Qurban adalah ibadah yang semua muslimin tahu. Ia adalah perwujudan ibadah dan persembahan hanya kepada Allah semata. Ini pun merupakan implementasi ikrar “inna shalati wa nusuki wa mahyaya wa mamati liLlahi Rabbil ‘alamiin” (Sesungguhnya shalatku, sesembelihanku, hidupku, dan matiku kupersembahkan hanya kepada Allah Penguasa Alam Semesta).
Seyogyanya, qurban semestinya dilakukan sendiri-sendiri. Siapa yang akan berqurban, maka ia menyembelih sendiri hewan qurban tersebut. Contohlah Nabiyullah Ibrahim alaihis salam, beliau menyembelih sendiri kibas qurbannya. Nabi Muhammad shallallahu alaihi wa sallam pun menyembelih sendiri hewan qurban beliau. Demikian juga para sahabat Nabi, mereka menyembelih sendiri hewan qurban-hewan qurban mereka. Tidak ada riwayat hadits tentang Nabi dan para sahabat (laki-laki) mereka disembelihkan hewan qurbannya oleh orang lain.
Disembelihkan
Walaupun berqurban itu seyogyanya, seseorang menyembelih sendiri. Namun diperbolehkan seseorang menitipkan kepada orang lain untuk menyembelihkan qurban mereka. Hal ini berdasarkan perilaku Rasulullah yang menyembelih seekor kambing dan menyebutkan bahwa qurban tersebut adalah dari beliau, keluarga beliau, dan dari muslimin yang tidak mampu berqurban. Artinya apa? Artinya, qurban seekor kambing mencukupi untuk seorang Ayah beserta istri dan anak-anaknya; juga sah seorang istri dan anak-anaknya dihukumi telah ber-qurban walaupun hanya “nebeng/ikut” dalam perqurbanan satu kambing bersama suami.
Sah dan Tidak
Satu kambing hanya sah untuk qurban satu orang beserta keluarganya, dan satu ekor sapi untuk tujuh orang beserta keluarga mereka. Hal ini berdasarkan hadits Jabir. Ia mengatakan: “Kami berqurban bersama Nabi SAW di Hudaibiyah, satu unta untuk tujuh orang, satu sapi untuk tujuh orang. “ HR. Muslim, Abu Daud, Tirmidzi.

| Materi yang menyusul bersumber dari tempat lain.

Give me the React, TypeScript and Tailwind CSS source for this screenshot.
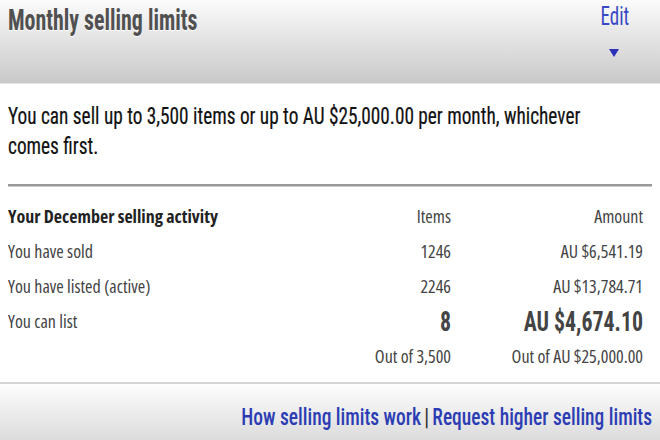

Adapun satu ekor kambing, maka hanya sah untuk satu orang beserta keluarganya (anak dan istrinya).
Dalam era kekinian, maraknya lembaga-lembaga zakat dan masjid-masjid membantu para pequrban dalam melaksanakan qurban mereka adalah sesuatu yang patut disyukuri. Mereka telah memberikan jasa besar dalam tersebarnya ibadah qurban mereka plus syiar Islam.
Namun, pun kita mesti waspada dan hati-hati. Waspada bagi para pequrban dan hati-hati bagi para pengelola lembaga zakat dan pengurus masjid yang menerima amanah titipan dana qurban muslimin. Pequrban mesti waspada dalam menitipkan dana qurban mereka, jangan sampai disembelih oleh orang yang tidak shalat, ahli maksiat, dan lain-lain. Lembaga zakat dan pengurus masjid yang menerima dana qurban muslimin, harus memastikan jangan sampai ada satu rupiah pun dana seorang pequrban masuk dalam seekor kambing pequrban lainnya. Sebab, jika ini terjadi maka satu ekor kambing tersebut bukan milik satu orang pequrban, sebab ada dana lain dari orang lain. Konsekuensinya qurban itu tidak sah. Dan jika ini terjadi, maka keamanahan lembaga penerima dana qurban, baik lembaga zakat maupun pengurus masjid, sangat patut dipertanyakan.
Khatimah
Mengelola amal ibadah yang sifatnya ijtimaiyah, semisal zakat dan qurban, tidak sama seperti mengelola dana retribusi parkir. Ia pada substansinya adalah ibadah murni, bahkan perwujudan tauhid yang murni dan pengingkaran dari persembahan kepada berhala-berhala dunia. Maka, pelaksanaannya harus selalu mengedepankan taqwa kepada Allah, ilmu yang benar tentang kaifiyat qurban beserta pernik-perniknya, dan amanah; jangan sampai ada satu-dua rupiah uang orang lain masuk dalam seekor kambing qurban kita. Wallahu a’lam***.